Carter told the group, "I'm really looking forward to campaign season."
"I'm ready to face them all," he said, referring to Reagan -- whom he called a "formidable candidate" -- and independent candidates, whom he did not name.
"Tomorrow after, 'll be meeting with Sen. Kennedy," he said. "Probably, it will just be the two of us. It is my anticipation that he will carry his forces and popularity and strength and delegates and deep belief in issues to the convention."
That, said Carter, "shouldn't cause us fear or concern or trepidation."
Press secretary Jody Powell, also there, said later of the meeting scheduled for today, "No one expects any kind of artificial agreement."
Powell pooh-poohed the notion that the Carter camp might feel some annoyance with Kennedy. "Oh, I don't think there's any, particularly.
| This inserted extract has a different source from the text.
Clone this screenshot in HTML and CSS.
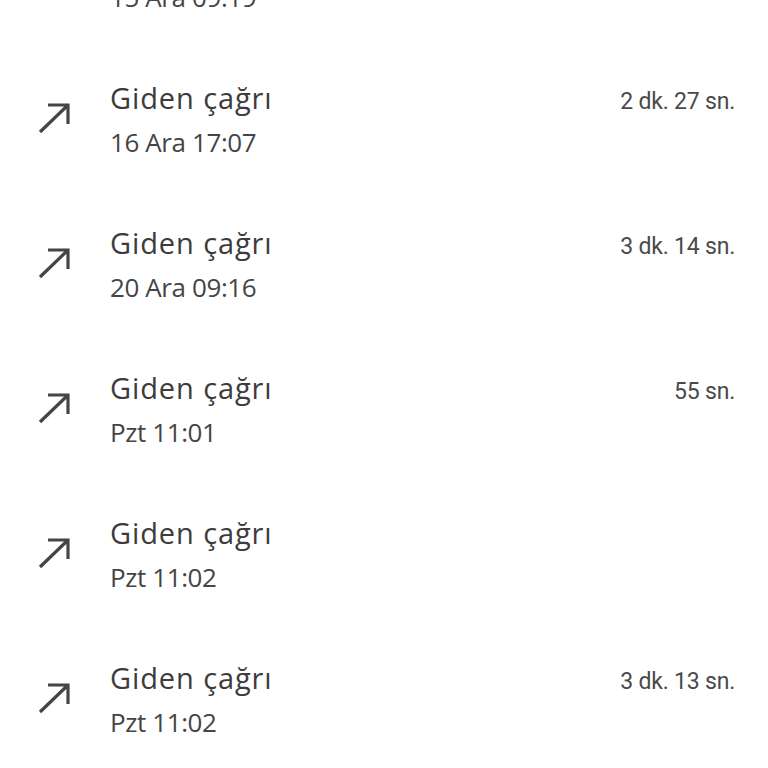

We've all been through campaigns before."
All those loyal Congress members were talking like they had at least weathered all the rough spots of this campaign.
"I've been wearing this button so long I've got holes in my coat," said Rep. Bill Alexander, chairman of Arkansas Democractic Caucus, fingering his Carter/Mondale badge. Around him, on the patio of the Tobins' northwest home, swirled his House colleagues from California, Texas, Florida and many more, all professing that they knew a good man even when everyone else didn't know he was so good.
"I supported the president back when everybody was talking about a big push in the House for Kennedy," said Rep. Bill Hefner (D-Ark.). He turned to Bill Alexander and grinned. "We don't abandon ship, do we?"
And those were the people the president came to thank -- personally. He systematically stopped to talk to as many of the 100 or so guests as he could. They pumped his hand, holding the handshake long, many talking to him intently as if dispensing words of wisdom.
"I've got a few friends who've been with me a long time," President Carter said, stopping to talk to Rep. Tony Coelho (D-Calif.). "You did very well in my district," said Coelho, whose district is the Fresno central valley area. Carter nodded. A voice in the background, not really in earshot of Carter, added with a laugh, "He didnht carry my district."
Carter said to Coelho, "I'm looking forward to carrying California."
Another congressman appraised the group assembled and said, "You'll see a lot of Californians, Texans, New Yorkers -- we have to carry one of those states."